Warum studierst du Medienmanagement und nicht irgendwas mit Schreiben? Um mich später als Autorin vermarkten zu können, Schreiben klappt ja schon relativ gut.
Jetzt, wo ich selbstständig bin, wird es Zeit, dass ich dieses Warum neu definiere und mir genau überlege, was ich mit all dieser Zeit eigentlich anstellen will. Was und vor allem wen ich erreichen will.
Und natürlich lasse ich es euch wissen, sobald ich das weiß. Vielleicht merkt man das auch an dem Content, den ich in Zukunft poste, oder wie ich mit euch kommuniziere. Keine Ahnung. So weit bin ich noch nicht.
Warum zur Hölle macht ihr, was ihr macht?
Ich bin mit meinem Gelabere am Ende. Alle, die es bis hierher mit mir ausgehalten haben: Jetzt seid ihr dran, euch diese beiden Fragen zu stellen.
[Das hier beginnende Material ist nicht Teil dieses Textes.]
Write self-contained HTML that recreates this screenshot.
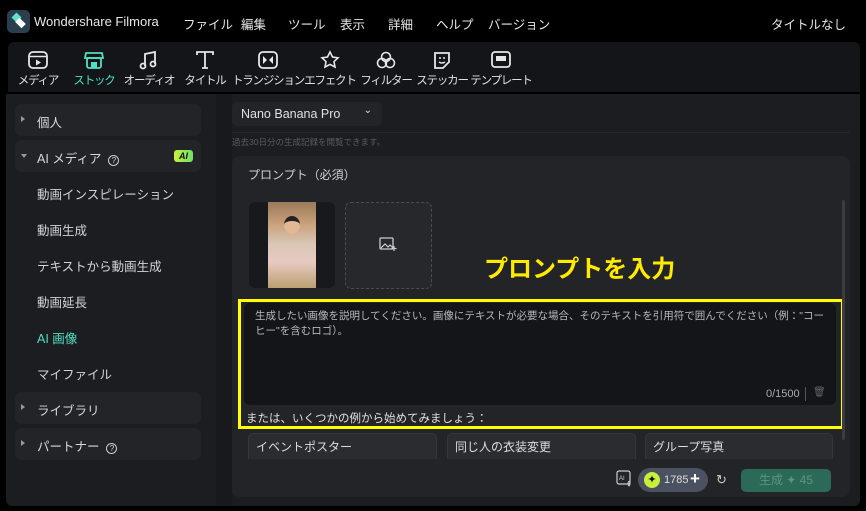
<!DOCTYPE html>
<html><head><meta charset="utf-8"><style>
*{box-sizing:border-box;margin:0;padding:0}
body{width:866px;height:511px;background:#000;font-family:"Liberation Sans","Noto Sans CJK JP",sans-serif;color:#d8d9db;position:relative;overflow:hidden;font-size:12px}
.a{position:absolute;white-space:nowrap}
.menu{top:14px;font-size:12.5px;color:#e6e6e6}
.tb{position:absolute;left:8px;top:42px;width:852px;height:50px;background:#141518;border-radius:6px 6px 0 0}
.ti{position:absolute;top:50px;width:80px;text-align:center;font-size:11.5px;letter-spacing:-1.2px;color:#e0e0e0;white-space:nowrap}
.ti svg{display:block;margin:0 auto 2px}
.panel{position:absolute;left:6px;top:94px;width:854px;height:412px;background:#1b1d21;border-radius:0 0 6px 6px}
.row{position:absolute;left:15px;width:186px;height:32px;background:#222428;border-radius:6px}
.sub{left:37px;font-size:12.5px;color:#d3d4d6}
.tri{position:absolute;left:6px;top:12px;width:0;height:0;border-left:4px solid #999;border-top:3.5px solid transparent;border-bottom:3.5px solid transparent}
</style></head><body>
<div class="a" style="left:7px;top:10px;width:23px;height:23px;background:#2b3e4e;border-radius:5px"></div>
<div class="a" style="left:13px;top:14px;width:7px;height:7px;background:#5fe3d0;transform:rotate(45deg)"></div>
<div class="a" style="left:16px;top:20px;width:9px;height:6px;background:#fff;transform:rotate(45deg)"></div>
<div class="a" style="left:34px;top:14px;font-size:13px;color:#e8e8e8">Wondershare Filmora</div>
<div class="a menu" style="left:183px">ファイル</div>
<div class="a menu" style="left:241px">編集</div>
<div class="a menu" style="left:288px">ツール</div>
<div class="a menu" style="left:340px">表示</div>
<div class="a menu" style="left:388px">詳細</div>
<div class="a menu" style="left:436px">ヘルプ</div>
<div class="a menu" style="left:488px">バージョン</div>
<div class="a menu" style="left:771px">タイトルなし</div>
<div class="tb"></div>
<div class="ti" style="left:-2px"><svg width="22" height="20" viewBox="0 0 22 20"><rect x="2" y="2" width="18" height="16" rx="4" fill="none" stroke="#e6e6e6" stroke-width="1.8"/><line x1="2" y1="6.5" x2="20" y2="6.5" stroke="#e6e6e6" stroke-width="1.5"/><path d="M9 9.5l5 3-5 3z" fill="#e6e6e6"/></svg>メディア</div>
<div class="ti" style="left:54px;color:#4fe0c0"><svg width="22" height="20" viewBox="0 0 22 20"><path d="M3 3h16l1 5H2z" fill="none" stroke="#4fe0c0" stroke-width="1.8"/><rect x="4" y="8" width="14" height="10" rx="2" fill="none" stroke="#4fe0c0" stroke-width="1.8"/><rect x="8" y="12" width="6" height="6" fill="#4fe0c0"/></svg>ストック</div>
<div class="ti" style="left:109px"><svg width="22" height="20" viewBox="0 0 22 20"><path d="M7 16V4l10-2v12" fill="none" stroke="#e6e6e6" stroke-width="1.8"/><circle cx="5" cy="16" r="2.5" fill="none" stroke="#e6e6e6" stroke-width="1.8"/><circle cx="15" cy="14" r="2.5" fill="none" stroke="#e6e6e6" stroke-width="1.8"/></svg>オーディオ</div>
<div class="ti" style="left:165px"><svg width="22" height="20" viewBox="0 0 22 20"><path d="M3 5V2h16v3M11 2v16M8 18h6" fill="none" stroke="#e6e6e6" stroke-width="1.8"/></svg>タイトル</div>
<div class="ti" style="left:228px"><svg width="22" height="20" viewBox="0 0 22 20"><rect x="2" y="2" width="18" height="16" rx="4" fill="none" stroke="#e6e6e6" stroke-width="1.8"/><path d="M6 6l4 4-4 4zM16 6l-4 4 4 4z" fill="#e6e6e6"/></svg>トランジション</div>
<div class="ti" style="left:290px"><svg width="22" height="20" viewBox="0 0 22 20"><path d="M11 2l2.5 5 5.5.8-4 3.8 1 5.4-5-2.6-5 2.6 1-5.4-4-3.8 5.5-.8z" fill="none" stroke="#e6e6e6" stroke-width="1.6"/></svg>エフェクト</div>
<div class="ti" style="left:346px"><svg width="22" height="20" viewBox="0 0 22 20"><circle cx="11" cy="7" r="4.5" fill="none" stroke="#e6e6e6" stroke-width="1.6"/><circle cx="7" cy="13" r="4.5" fill="none" stroke="#e6e6e6" stroke-width="1.6"/><circle cx="15" cy="13" r="4.5" fill="none" stroke="#e6e6e6" stroke-width="1.6"/></svg>フィルター</div>
<div class="ti" style="left:402px"><svg width="22" height="20" viewBox="0 0 22 20"><path d="M4 3h14v9l-6 6H4z" fill="none" stroke="#e6e6e6" stroke-width="1.8"/><circle cx="9" cy="8" r="1" fill="#e6e6e6"/><circle cx="13" cy="8" r="1" fill="#e6e6e6"/><path d="M8 12q3 2 6 0" fill="none" stroke="#e6e6e6" stroke-width="1.4"/></svg>ステッカー</div>
<div class="ti" style="left:461px"><svg width="22" height="20" viewBox="0 0 22 20"><rect x="2" y="2" width="18" height="15" rx="3" fill="none" stroke="#e6e6e6" stroke-width="1.8"/><rect x="6" y="6" width="10" height="5" fill="#e6e6e6"/></svg>テンプレート</div>
<div class="panel"></div>
<div class="a" style="left:216px;top:94px;width:16px;height:412px;background:#17191c"></div>
<div class="row" style="top:104px"><div class="tri"></div><div class="a" style="left:22px;top:8px;font-size:12.5px">個人</div></div>
<div class="row" style="top:140px"><div class="tri" style="border-left:3.5px solid transparent;border-right:3.5px solid transparent;border-top:4px solid #999;border-bottom:0;top:14px"></div><div class="a" style="left:22px;top:8px;font-size:12.5px">AI メディア &nbsp;<span style="display:inline-block;width:11px;height:11px;border:1px solid #ccc;border-radius:50%;font-size:8px;text-align:center;line-height:10px">?</span></div><div class="a" style="left:159px;top:10px;width:19px;height:12px;background:linear-gradient(90deg,#c8f03a,#6fe06a);border-radius:3px;color:#111;font-size:9px;font-weight:bold;font-style:italic;text-align:center;line-height:12px">AI</div></div>
<div class="a sub" style="top:184px">動画インスピレーション</div>
<div class="a sub" style="top:220px">動画生成</div>
<div class="a sub" style="top:256px">テキストから動画生成</div>
<div class="a sub" style="top:292px">動画延長</div>
<div class="a sub" style="top:328px;color:#4fe0c0">AI 画像</div>
<div class="a sub" style="top:364px">マイファイル</div>
<div class="row" style="top:392px"><div class="tri"></div><div class="a" style="left:22px;top:8px;font-size:12.5px">ライブラリ</div></div>
<div class="row" style="top:428px"><div class="tri"></div><div class="a" style="left:22px;top:8px;font-size:12.5px">パートナー &nbsp;<span style="display:inline-block;width:11px;height:11px;border:1px solid #ccc;border-radius:50%;font-size:8px;text-align:center;line-height:10px">?</span></div></div>
<div class="a" style="left:232px;top:102px;width:150px;height:24px;background:#222428;border-radius:5px;font-size:12.5px;padding:5px 9px;color:#e0e0e0">Nano Banana Pro<span style="position:absolute;right:10px;top:3px;font-size:10px">⌄</span></div>
<div class="a" style="left:232px;top:132px;width:618px;border-top:1px solid #25272b"></div>
<div class="a" style="left:232px;top:136px;font-size:8.5px;color:#5a5c60">過去30日分の生成記録を閲覧できます。</div>
<div class="a" style="left:232px;top:156px;width:618px;height:341px;background:#222428;border-radius:8px"></div>
<div class="a" style="left:248px;top:166px;font-size:12px;color:#d0d0d0">プロンプト（必須）</div>
<div class="a" style="left:249px;top:202px;width:86px;height:86px;background:#17191c;border-radius:6px;overflow:hidden"><div style="position:absolute;left:19px;top:0;width:48px;height:86px;background:linear-gradient(180deg,#9a7a5a 0%,#c9a07a 25%,#d9c8b8 50%,#e8c9c0 70%,#b8a070 100%)"><div style="position:absolute;left:16px;top:14px;width:16px;height:18px;border-radius:50%;background:#e3b895;border-top:5px solid #222"></div></div></div>
<div class="a" style="left:345px;top:202px;width:87px;height:87px;border:1.5px dashed #4a4c50;border-radius:6px;background:#26282c"></div>
<svg class="a" style="left:379px;top:236px" width="18" height="16" viewBox="0 0 18 16"><rect x="1" y="2" width="13" height="11" rx="1" fill="none" stroke="#ccc" stroke-width="1.3"/><path d="M2 12l4-4 3 3 2-2 3 3" fill="none" stroke="#ccc" stroke-width="1.2"/><path d="M15 10v5M12.5 12.5h5" stroke="#ccc" stroke-width="1.2"/></svg>
<div class="a" style="left:484px;top:249px;font-size:24px;font-weight:bold;color:#ffea00">プロンプトを入力</div>
<div class="a" style="left:244px;top:303px;width:592px;height:102px;background:#141518;border-radius:6px"></div>
<div class="a" style="left:255px;top:309px;width:570px;white-space:normal;font-size:10.5px;line-height:15px;color:#b8b9bb">生成したい画像を説明してください。画像にテキストが必要な場合、そのテキストを引用符で囲んでください（例："コー ヒー"を含むロゴ）。</div>
<div class="a" style="left:766px;top:388px;font-size:11px;color:#aaa">0/1500</div>
<div class="a" style="left:805px;top:387px;height:14px;border-left:1px solid #555"></div>
<div class="a" style="left:813px;top:387px;font-size:10px;color:#666">🗑</div>
<div class="a" style="left:246px;top:410px;font-size:11.5px;color:#e0e0e0">または、いくつかの例から始めてみましょう：</div>
<div class="a" style="left:238px;top:299px;width:606px;height:130px;border:3px solid #ffff00"></div>
<div class="a" style="left:248px;top:433px;width:189px;height:26px;background:#2a2c30;border:1px solid #35373b;border-bottom:0;border-radius:5px 5px 0 0;padding:4px 7px;font-size:12px;color:#ddd">イベントポスター</div>
<div class="a" style="left:447px;top:433px;width:189px;height:26px;background:#2a2c30;border:1px solid #35373b;border-bottom:0;border-radius:5px 5px 0 0;padding:4px 7px;font-size:12px;color:#ddd">同じ人の衣装変更</div>
<div class="a" style="left:645px;top:433px;width:188px;height:26px;background:#2a2c30;border:1px solid #35373b;border-bottom:0;border-radius:5px 5px 0 0;padding:4px 7px;font-size:12px;color:#ddd">グループ写真</div>
<div class="a" style="left:842px;top:200px;width:3px;height:240px;background:#3a3c40;border-radius:2px"></div>
<svg class="a" style="left:616px;top:470px" width="18" height="18" viewBox="0 0 18 18"><rect x="1" y="1" width="13" height="13" rx="2" fill="none" stroke="#ccc" stroke-width="1.2"/><text x="3" y="10" font-size="6" fill="#ccc" font-family="Liberation Sans">AI</text><path d="M13 11q2 3 0 5q-2-2 0-5" fill="none" stroke="#ccc"/></svg>
<div class="a" style="left:638px;top:468px;width:70px;height:24px;background:#4a5160;border-radius:12px"></div>
<div class="a" style="left:644px;top:472px;width:16px;height:16px;background:#c6f03a;border-radius:50%;color:#111;font-size:11px;text-align:center;line-height:16px">✦</div>
<div class="a" style="left:664px;top:474px;font-size:11px;color:#ddd">1785</div>
<div class="a" style="left:690px;top:469px;font-size:17px;color:#fff;font-weight:bold">+</div>
<div class="a" style="left:716px;top:472px;font-size:13px;color:#ccc">↻</div>
<div class="a" style="left:741px;top:469px;width:90px;height:23px;background:#2c6a58;border-radius:5px;font-size:12px;color:#5b9582;text-align:center;line-height:23px">生成 ✦ 45</div>
</body></html>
Wenn ihr mögt, könnt ihr eure Antworten hier in den Kommentaren oder unter dem dazugehörigen Video auf YouTube posten. Oder vielleicht schreibt ihr euren eigenen Blogpost dazu?
Ich würde mich auf jeden Fall freuen, wenn dieser chaotische Artikel auch euch etwas gebracht und nicht nur mir etwas mehr Klarheit verschafft hat.